Congratulations in reaching out with such an expressive post that makes it very clear how you are feeling.
Sophie has made some excellent points with her post and suggested some support contacts - I'd like to add just a few points based on my own family experience.
It seems part of your life goal has been to measure your progress on having kids before 30?
I have two lovely daughters and my great desire in life was for them to deliver me with grand kids at an early stage. Years passed and so too did lots of hints from me! This despite one of them getting married when she was only 23 yrs old.
Lo and behold, they both fell pregnant when one was 36 and the other 38, and both now have two children. So I have four grandies from 6yrs down to 3yrs. Life is better then great and no one is worrying about being too old in the future etc as life it too short not to enjoy the present.
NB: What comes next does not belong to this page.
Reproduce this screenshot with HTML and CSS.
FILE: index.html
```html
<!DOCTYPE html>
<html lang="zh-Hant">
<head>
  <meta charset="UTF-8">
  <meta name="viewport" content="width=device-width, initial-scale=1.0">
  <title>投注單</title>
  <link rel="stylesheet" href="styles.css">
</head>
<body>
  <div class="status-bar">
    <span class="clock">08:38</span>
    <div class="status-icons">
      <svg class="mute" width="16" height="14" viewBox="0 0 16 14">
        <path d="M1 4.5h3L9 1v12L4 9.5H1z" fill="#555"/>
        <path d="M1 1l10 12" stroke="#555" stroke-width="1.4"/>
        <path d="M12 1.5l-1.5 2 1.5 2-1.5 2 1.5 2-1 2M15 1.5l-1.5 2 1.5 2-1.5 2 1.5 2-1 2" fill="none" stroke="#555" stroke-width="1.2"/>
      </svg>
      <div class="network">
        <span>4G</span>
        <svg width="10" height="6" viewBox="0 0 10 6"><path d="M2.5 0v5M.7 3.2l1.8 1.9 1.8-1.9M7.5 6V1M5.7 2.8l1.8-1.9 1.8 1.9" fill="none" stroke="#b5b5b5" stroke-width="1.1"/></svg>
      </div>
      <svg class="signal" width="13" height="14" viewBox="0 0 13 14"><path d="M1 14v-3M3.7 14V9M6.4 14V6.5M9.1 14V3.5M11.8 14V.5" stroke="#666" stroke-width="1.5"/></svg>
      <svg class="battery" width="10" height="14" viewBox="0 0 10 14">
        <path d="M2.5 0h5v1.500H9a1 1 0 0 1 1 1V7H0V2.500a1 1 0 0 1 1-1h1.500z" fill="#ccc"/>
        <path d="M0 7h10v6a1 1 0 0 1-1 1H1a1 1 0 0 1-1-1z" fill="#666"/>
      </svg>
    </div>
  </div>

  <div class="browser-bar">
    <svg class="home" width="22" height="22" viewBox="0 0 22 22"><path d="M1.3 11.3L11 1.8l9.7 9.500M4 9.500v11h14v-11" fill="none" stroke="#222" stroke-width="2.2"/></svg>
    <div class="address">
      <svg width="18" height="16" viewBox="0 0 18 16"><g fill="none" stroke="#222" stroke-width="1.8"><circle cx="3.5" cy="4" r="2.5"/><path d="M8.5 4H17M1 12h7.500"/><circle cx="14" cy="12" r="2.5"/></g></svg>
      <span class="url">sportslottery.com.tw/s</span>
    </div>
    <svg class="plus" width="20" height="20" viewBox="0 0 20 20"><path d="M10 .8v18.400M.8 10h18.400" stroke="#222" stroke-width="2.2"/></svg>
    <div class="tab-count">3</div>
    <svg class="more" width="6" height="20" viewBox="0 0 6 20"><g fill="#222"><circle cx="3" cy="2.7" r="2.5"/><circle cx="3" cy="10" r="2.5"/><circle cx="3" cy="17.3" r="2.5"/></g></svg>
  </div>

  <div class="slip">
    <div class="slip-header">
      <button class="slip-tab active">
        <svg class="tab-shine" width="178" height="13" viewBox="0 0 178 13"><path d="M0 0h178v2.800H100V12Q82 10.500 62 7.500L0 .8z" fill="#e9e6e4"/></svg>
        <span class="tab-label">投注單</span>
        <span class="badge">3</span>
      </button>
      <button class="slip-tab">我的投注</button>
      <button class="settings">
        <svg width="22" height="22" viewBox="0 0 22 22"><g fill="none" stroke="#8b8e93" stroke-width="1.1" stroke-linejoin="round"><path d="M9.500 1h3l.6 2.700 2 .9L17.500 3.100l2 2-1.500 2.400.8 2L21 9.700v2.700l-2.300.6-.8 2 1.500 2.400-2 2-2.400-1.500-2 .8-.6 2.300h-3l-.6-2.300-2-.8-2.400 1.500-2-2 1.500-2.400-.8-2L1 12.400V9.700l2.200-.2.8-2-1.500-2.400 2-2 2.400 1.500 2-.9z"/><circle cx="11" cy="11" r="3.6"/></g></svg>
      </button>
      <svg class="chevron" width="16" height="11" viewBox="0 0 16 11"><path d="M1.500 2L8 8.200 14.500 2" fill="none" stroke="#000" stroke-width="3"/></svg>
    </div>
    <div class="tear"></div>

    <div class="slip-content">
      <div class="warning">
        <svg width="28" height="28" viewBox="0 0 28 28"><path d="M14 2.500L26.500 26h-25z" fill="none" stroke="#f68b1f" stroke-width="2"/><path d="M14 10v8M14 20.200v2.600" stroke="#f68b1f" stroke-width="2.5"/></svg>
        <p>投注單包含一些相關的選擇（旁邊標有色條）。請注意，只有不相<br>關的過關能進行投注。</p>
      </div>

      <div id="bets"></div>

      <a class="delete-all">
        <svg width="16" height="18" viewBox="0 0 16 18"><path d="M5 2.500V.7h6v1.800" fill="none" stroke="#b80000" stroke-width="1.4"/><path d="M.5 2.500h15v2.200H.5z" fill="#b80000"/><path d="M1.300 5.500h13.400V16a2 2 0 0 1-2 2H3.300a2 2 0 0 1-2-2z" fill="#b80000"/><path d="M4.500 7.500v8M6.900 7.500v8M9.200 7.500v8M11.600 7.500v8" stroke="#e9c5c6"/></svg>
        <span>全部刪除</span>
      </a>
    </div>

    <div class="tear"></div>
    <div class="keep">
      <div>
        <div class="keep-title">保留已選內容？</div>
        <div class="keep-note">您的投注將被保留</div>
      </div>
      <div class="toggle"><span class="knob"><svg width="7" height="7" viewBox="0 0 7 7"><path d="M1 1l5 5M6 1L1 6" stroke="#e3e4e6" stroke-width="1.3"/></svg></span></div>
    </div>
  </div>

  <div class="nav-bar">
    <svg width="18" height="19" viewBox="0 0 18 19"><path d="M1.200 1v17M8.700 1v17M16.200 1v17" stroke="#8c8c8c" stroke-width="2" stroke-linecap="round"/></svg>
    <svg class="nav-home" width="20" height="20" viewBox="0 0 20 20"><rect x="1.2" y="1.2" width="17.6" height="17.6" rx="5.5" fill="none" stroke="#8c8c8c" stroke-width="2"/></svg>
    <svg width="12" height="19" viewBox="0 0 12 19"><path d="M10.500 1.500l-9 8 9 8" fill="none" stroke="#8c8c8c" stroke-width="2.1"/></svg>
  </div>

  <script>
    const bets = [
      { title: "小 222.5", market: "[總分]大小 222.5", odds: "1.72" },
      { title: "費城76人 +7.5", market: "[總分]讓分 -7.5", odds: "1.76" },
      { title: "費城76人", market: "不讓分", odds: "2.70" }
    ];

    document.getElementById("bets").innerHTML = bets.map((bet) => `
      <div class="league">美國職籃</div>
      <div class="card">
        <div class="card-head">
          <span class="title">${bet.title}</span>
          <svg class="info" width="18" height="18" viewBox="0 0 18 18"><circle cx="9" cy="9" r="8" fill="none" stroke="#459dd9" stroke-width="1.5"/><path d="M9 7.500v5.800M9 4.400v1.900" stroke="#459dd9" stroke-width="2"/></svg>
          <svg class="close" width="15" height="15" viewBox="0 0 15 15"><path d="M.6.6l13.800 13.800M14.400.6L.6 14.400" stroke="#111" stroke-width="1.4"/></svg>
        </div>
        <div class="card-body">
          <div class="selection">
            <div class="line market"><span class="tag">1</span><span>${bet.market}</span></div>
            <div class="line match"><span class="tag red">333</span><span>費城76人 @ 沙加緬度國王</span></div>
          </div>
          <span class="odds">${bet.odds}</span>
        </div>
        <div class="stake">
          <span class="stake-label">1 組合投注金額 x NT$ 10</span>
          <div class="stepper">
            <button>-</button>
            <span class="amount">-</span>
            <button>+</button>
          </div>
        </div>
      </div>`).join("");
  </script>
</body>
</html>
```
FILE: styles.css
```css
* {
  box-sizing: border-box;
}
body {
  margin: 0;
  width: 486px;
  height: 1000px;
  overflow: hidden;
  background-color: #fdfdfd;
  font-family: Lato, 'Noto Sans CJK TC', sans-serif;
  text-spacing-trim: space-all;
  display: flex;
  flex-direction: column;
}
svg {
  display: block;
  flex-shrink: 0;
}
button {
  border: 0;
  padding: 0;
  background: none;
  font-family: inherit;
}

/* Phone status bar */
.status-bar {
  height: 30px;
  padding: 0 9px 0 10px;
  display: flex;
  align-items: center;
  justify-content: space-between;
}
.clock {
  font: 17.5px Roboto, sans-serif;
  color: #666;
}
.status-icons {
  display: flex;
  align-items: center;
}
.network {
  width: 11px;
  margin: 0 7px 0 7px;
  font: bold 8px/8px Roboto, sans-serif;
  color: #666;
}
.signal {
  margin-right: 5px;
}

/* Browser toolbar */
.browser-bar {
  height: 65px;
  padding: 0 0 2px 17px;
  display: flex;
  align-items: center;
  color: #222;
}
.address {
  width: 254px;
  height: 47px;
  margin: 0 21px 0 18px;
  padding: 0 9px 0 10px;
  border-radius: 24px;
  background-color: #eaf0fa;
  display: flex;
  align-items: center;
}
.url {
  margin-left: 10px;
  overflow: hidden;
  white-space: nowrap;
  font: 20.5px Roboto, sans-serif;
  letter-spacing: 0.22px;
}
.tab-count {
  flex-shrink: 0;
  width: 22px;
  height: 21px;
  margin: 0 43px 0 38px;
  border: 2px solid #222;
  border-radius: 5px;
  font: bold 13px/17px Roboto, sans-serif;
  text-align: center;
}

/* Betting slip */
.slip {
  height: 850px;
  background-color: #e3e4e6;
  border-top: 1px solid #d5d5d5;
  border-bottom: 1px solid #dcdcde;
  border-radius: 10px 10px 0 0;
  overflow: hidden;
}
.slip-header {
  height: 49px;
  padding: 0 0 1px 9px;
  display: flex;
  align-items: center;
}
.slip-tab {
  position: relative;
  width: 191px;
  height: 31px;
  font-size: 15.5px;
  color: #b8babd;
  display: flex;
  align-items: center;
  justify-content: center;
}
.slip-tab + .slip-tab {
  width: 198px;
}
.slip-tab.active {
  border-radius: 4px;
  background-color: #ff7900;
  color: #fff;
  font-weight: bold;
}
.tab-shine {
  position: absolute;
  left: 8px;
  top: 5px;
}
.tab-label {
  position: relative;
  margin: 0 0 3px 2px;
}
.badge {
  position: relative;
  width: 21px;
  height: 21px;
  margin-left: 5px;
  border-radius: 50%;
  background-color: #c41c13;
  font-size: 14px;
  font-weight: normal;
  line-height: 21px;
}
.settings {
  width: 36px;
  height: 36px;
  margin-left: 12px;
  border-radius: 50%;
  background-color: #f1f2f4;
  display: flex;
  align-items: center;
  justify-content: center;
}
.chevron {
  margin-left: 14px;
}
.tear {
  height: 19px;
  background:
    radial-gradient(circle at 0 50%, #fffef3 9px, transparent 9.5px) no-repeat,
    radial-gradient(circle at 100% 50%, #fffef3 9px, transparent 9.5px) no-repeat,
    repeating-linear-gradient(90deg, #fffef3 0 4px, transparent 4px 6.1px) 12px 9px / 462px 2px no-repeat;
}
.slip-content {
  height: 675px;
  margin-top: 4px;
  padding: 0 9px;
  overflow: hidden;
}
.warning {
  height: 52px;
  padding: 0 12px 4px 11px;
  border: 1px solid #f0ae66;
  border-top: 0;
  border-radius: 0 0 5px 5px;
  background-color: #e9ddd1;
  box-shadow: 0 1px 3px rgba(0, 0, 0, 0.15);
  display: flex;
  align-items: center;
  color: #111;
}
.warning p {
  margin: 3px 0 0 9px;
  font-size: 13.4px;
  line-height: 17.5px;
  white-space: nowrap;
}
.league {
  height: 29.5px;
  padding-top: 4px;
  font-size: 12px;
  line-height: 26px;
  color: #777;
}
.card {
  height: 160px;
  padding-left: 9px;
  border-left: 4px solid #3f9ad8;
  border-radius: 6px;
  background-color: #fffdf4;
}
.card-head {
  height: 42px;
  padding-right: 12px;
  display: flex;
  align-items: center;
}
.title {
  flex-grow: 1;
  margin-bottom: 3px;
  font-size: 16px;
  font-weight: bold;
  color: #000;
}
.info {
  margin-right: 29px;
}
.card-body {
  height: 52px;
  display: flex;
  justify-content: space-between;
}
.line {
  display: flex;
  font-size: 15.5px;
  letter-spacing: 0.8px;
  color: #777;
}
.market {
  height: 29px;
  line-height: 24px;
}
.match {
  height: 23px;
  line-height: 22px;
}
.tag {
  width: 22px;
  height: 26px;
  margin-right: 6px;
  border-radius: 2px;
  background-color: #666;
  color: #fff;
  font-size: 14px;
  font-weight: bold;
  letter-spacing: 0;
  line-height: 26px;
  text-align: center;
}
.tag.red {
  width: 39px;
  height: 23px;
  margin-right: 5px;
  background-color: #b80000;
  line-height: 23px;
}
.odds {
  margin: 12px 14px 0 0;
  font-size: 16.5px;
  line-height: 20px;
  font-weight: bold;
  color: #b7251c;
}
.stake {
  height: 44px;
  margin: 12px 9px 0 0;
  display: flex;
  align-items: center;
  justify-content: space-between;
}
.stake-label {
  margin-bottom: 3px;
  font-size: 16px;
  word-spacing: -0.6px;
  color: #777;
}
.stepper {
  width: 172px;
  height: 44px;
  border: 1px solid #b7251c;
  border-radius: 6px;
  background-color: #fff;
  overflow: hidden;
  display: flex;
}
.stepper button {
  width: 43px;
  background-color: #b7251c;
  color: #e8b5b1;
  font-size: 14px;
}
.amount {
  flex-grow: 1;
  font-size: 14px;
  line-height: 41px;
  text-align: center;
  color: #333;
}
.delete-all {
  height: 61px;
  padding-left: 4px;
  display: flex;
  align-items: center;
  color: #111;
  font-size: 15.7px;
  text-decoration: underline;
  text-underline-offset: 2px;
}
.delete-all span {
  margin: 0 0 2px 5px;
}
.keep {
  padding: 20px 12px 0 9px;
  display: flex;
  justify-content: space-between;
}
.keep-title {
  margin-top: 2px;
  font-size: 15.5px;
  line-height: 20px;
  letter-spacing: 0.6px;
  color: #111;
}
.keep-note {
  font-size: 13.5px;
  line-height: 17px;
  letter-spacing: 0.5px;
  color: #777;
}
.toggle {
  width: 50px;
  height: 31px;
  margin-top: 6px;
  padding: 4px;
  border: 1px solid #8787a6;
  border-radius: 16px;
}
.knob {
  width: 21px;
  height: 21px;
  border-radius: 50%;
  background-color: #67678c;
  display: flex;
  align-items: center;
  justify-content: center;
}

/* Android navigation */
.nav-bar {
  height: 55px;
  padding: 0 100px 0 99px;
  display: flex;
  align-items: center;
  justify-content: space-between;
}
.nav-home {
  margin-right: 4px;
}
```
I am reminded of the Buddhist saying 'When the student is ready, the teacher will appear'. What it means is that things often happen in life for the most unexpected reasons, but when they do we look back on them and realise that yes, maybe we were just not ready before!
You mentioned that for the first time, you now have a steady almost full time job - congratulations as that sounds like progress to me! If you are able to do that job really well, it will almost certainly lead to better things in all sorts of ways. I wish I could see your future as it will contain great things for sure. Why do I think this? Both my daughters have friends in their 40's with happy and successful lives who often talk about how hopeless they felt in their 20's, before they 'got their act together'.
So like that song 'Que Sera Sera' Georgie, the future really is not ours to see. But what you are doing now is realising things are not what you want and working are working your way out of it. That is a great first step! try to let life happen and focus on being the best person you can be right now - the future will then look after itself.
All the very best with what you are doing and thanks again for reaching out.